November 19, 2009

Life Advice From Granddaddy Roy

So my grandfather died. This is delayed a great deal, but the sentiment is the same.

My grandmother was married to him for 56 years, an eternity, and it's clear that she doesn't really know what to do with herself. I left yesterday morning, and she insisted on making me breakfast. She asked what I wanted to drink and when I said, "oh, don't worry, I've got it." She goes "NOW YOU LET ME BE BUSY." So I let her pour me a glass of OJ to go along with the bacon and eggs she also insisted on making. As she was making breakfast, she misted up a bit and said, "now this is when I start to miss Roy." Roy E., as she called him.

Later, I asked her if I should strip the bed I slept in or make it, and she said I should leave it. So there were comforters and pillows all over the place and I feel a little guilty, but on the other hand, what is she going to do? She dropped me off at the airport (something she wouldn't have been able to do before, since she's had to call someone to keep an eye on granddad in order to leave the house for quite some time) and it was clear that she felt pretty good about being able to do that. Then again, I overheard her at the visitation saying "You know, I'll be able to leave the house now. Of course, I'd rather have Roy in the house than be able to leave it."

The woman is a force of nature, and the only ever time I'd seen her cry was on their 50th wedding anniversary, when she said "Fifty greatest years of my life." (Of course, she hadn't lived 50 years without him, but it was touching all the same.) She plans to go to England for her 80th birthday. She has all her original parts. She makes a mean pie (though with the wrong flour it gets all messed up and she gets really upset). And you know what? She'll be okay, eventually, and she'll get to England and eventually get used to the empty house. She deserves to do whatever the hell she wants for the rest of her life.

As for granddad, well. It's hard to know that he ended the way that he did. Part of me wishes I had had the chance to see him one last time, to say goodbye, but part of me is glad that I only saw him toward the beginning of his steep and (really, thankfully) quick descent. He was stubborn as a mule and sharp as a tack and I think he would have hated knowing what was happening to him. That it only lasted a few weeks at the worst of it was thankful, if heart-wrenching.

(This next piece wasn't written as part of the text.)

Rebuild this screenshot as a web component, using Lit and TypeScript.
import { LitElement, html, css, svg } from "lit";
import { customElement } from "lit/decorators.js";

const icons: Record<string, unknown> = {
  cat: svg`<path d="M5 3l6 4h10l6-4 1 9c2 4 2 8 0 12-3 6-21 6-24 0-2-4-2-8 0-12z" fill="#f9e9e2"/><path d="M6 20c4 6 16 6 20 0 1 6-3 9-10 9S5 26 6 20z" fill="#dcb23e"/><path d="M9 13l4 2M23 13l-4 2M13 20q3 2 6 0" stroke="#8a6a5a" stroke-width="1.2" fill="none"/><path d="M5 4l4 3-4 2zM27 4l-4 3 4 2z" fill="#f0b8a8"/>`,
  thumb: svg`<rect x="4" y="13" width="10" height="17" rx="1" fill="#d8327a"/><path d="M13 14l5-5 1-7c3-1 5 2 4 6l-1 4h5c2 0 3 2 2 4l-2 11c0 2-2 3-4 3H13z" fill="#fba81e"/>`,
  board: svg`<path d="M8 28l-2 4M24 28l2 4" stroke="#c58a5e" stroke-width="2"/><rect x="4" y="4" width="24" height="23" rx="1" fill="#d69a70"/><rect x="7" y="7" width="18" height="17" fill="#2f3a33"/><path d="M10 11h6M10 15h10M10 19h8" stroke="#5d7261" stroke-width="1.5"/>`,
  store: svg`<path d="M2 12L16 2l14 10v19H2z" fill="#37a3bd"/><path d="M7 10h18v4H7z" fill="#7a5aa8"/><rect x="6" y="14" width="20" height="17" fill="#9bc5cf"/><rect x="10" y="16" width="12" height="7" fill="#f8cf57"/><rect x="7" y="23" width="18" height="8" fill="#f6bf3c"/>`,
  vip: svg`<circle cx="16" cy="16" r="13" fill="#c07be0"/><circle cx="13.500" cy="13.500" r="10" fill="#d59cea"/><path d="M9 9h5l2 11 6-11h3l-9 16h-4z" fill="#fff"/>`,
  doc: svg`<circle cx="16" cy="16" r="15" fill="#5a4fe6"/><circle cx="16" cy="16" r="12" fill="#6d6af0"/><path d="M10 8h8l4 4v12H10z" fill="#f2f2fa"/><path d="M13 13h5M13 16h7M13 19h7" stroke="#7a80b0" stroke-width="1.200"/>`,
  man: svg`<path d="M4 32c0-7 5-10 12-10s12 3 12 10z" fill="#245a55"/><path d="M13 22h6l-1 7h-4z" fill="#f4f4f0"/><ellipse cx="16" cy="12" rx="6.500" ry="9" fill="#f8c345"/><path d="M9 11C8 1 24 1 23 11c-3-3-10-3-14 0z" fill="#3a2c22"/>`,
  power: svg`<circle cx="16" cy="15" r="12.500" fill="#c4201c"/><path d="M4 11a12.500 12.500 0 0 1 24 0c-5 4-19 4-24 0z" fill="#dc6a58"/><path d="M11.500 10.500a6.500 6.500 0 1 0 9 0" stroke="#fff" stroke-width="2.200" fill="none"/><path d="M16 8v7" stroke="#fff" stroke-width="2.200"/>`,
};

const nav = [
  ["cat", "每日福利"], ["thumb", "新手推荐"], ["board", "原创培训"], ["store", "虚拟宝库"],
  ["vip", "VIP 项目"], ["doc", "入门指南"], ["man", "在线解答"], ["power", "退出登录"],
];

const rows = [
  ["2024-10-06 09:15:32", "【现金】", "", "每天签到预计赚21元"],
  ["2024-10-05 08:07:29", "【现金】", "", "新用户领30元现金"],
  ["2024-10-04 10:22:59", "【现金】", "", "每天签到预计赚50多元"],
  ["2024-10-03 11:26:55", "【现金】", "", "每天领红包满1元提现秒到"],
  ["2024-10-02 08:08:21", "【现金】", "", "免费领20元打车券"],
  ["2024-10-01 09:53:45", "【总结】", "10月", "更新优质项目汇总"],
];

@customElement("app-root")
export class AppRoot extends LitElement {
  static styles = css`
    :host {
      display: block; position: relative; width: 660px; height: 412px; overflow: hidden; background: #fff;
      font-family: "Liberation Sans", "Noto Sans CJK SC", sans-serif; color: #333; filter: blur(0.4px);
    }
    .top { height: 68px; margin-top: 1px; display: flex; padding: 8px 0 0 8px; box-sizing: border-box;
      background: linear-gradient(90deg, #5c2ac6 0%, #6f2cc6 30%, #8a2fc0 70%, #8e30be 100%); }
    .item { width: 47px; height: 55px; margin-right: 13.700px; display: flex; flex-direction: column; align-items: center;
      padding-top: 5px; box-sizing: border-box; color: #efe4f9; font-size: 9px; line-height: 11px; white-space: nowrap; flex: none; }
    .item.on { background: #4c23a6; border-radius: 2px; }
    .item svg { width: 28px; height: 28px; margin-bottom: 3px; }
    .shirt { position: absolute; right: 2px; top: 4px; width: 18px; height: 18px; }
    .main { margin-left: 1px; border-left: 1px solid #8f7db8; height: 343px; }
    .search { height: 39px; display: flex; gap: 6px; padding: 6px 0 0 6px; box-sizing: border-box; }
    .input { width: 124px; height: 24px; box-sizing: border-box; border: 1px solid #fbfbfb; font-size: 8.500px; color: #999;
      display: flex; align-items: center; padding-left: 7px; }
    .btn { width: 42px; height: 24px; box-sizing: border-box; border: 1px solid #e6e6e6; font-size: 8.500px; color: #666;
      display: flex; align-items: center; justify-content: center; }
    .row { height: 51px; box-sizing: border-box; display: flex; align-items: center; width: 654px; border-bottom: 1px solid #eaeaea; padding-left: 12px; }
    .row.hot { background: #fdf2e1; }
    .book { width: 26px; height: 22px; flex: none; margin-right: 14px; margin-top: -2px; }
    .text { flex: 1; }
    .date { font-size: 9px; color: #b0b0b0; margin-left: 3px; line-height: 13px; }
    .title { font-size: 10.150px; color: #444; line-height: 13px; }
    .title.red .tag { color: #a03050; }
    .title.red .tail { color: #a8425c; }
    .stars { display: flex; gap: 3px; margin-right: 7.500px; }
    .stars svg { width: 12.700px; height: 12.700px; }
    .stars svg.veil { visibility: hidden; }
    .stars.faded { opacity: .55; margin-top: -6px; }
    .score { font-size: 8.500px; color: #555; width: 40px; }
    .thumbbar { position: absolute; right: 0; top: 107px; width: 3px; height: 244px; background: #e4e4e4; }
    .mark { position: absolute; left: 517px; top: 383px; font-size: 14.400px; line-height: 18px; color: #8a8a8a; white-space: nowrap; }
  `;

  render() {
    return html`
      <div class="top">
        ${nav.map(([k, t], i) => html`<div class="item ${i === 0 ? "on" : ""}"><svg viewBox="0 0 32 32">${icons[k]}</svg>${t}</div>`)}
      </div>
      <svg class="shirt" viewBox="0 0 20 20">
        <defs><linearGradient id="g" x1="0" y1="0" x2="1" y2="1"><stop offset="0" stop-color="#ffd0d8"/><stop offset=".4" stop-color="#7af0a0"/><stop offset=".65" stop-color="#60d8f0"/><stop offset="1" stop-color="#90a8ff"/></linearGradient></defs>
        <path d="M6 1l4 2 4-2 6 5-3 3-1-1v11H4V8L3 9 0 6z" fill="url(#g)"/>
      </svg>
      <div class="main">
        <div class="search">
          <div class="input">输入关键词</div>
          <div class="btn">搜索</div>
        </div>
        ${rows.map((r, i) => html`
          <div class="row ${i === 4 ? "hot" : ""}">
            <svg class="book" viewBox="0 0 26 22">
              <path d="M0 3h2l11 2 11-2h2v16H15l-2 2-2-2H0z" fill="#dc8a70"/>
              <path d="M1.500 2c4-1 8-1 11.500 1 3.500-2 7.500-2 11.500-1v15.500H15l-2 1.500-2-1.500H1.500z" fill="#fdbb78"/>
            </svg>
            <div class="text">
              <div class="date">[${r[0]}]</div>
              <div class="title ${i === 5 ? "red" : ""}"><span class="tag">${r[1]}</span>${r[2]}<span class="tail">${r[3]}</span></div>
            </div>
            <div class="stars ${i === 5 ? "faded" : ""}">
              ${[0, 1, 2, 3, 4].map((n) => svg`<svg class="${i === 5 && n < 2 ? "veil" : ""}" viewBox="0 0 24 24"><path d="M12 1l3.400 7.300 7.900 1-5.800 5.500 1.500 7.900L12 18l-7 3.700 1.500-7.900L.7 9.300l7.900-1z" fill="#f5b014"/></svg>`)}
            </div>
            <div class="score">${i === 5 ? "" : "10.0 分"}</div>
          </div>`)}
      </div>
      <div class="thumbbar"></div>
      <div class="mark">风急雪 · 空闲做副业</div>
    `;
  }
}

As for me, losing two grandparents in four months is not how I imagined the fall season going. I think I sort of thought that they were invincible. In a "I know everyone dies eventually" kind of way, I never really thought they would die.

Anyway, here is the eulogy that I gave at the funeral (something grandma insisted on, and how do you say no?):

Life advice from Grandaddy: Keep your chin over the table. Quit bangin' on that piano. Find a hollowed out oak.

He was stern, yes,believed everything had a way, and wanted all of us to find our way, to be the best we could be, and also he wanted us to not get grandma's jam on the carpet. We didn't, around granddaddy, because he inspired us in a lot of ways to be better than we were, to sit up, to be respectful.

But he was also a loving man. He was funny, goofy, told stories. He didn't want us bangin' on that piano, no, but he did want us to play it--he got a lot of joy out of hearing the music of Steve and Jim, one of his favorite things in the world. Like I said, he inspired all of us to be better at whatever it was that we were doing, whether it be attempting to play piano or acting in school plays--granddad came to my 5th grade theater debut--or studying in school. "Are you getting all A's?" He also took me with him to the golf course a few times, his favorite place on earth, let me drive that golf cart he loved, and taught me to putt. He wanted us to be the best at everything, and I think that's when I first discovered I'm really good at watching golf.

One of my favorite things granddad did was come in and tell me bedtime stories, and I used to pretend to not be able to fall asleep until I heard one. They were all the same, but it was something about his voice when he talked about the cold and the snow that inspired the little boy and the little girl to stop worrying and hide out in an old, hollowed out oak until morning. I loved it, and the same man that fought in World War II and won a Distinguished Flying Cross and golfed three days a week with his buddies and told me to keep my chin over the table loved telling me those stories.

He was a great man, and a great grandfather. I love him and I miss him.